The result, Harold sits at home all day watching the Discovery channel – the channel that was left on when he fell asleep the night before – doesn’t answer the phone, doesn’t DO ANYTHING. It’s comical and painful to watch because it is very much the opposite of how I tend to live. I want to move the plot along…almost too eagerly. I want to find out where the story of my life is headed, so to wait for the plot to find me…well that’s torturous. All the same, the past few months feel very much like that. My life shifted in such a way that I could no longer “move the plot along” no matter how hard I tried. Now I, like Harold, find myself wondering if I have lost a few screws, but am reminded that sometimes it is better to let the plot find me. (Even though it is severely contrary to our American way of living).
Well, Harold’s “nothing” gets shattered when a Demolition Bucket crashes through his window, destroys half his apartment, and “steals” his TV in the process. As for me, nothing quite so loud, so utterly unexpected has come about just yet, and I still have all the walls to my apartment – though I never have owned a TV.
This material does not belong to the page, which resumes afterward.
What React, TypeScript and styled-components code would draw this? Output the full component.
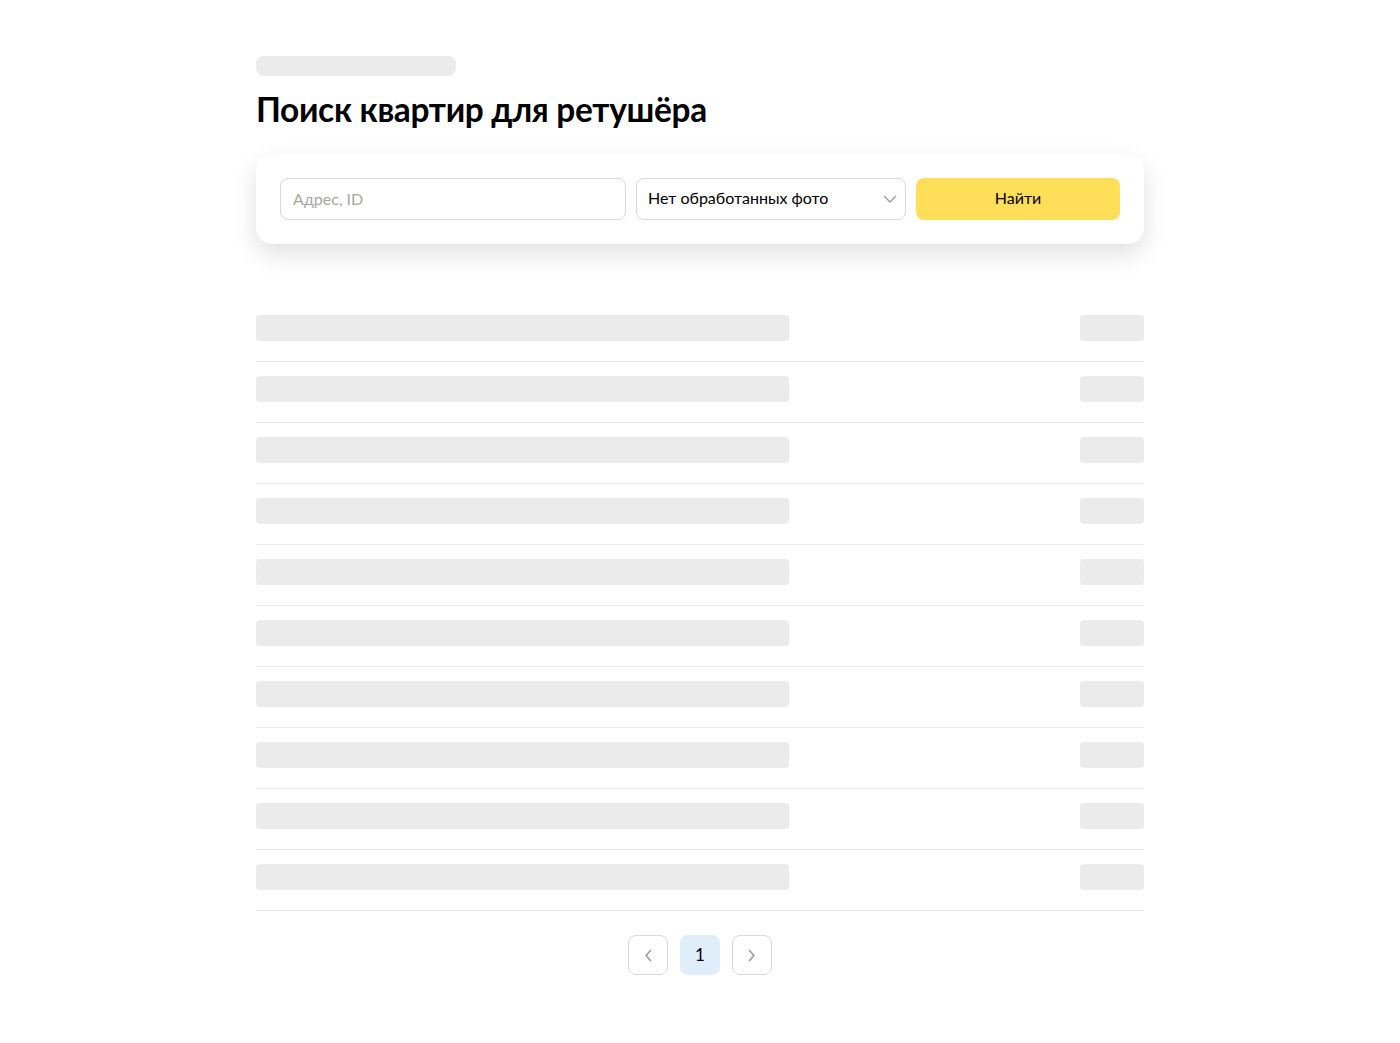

Since Harold has heard, early on, that he is going to die soon, he starts changing the way he lives his life. Stops wearing ties to work. Stops always counting numbers in his head. Forgets things. And chases the gal for whom he has the hots. I won’t spoil the rest of the film…you just have to see it.
I, on the other hand, only own two ties, and hardly wear them enough to recall how to put them on. I am dyslexic with numbers and thus nearly failed every math class in my life. And there are no gals I am chasing. As for the rest of the story, I still don’t know where it is going. If I look at my life as a tragedy, though, there is plenty of things current that would affirm it. Only, I laugh too much inside for me to only see tragedy. In a comedy, even the apparently tragic has a touch of humor in it.
There is a story. I am a character in it. There is a plot. And sometimes the Narrator tells me exactly what is going on. Other times there is silence. More though, I am found by the plot, not the other way around.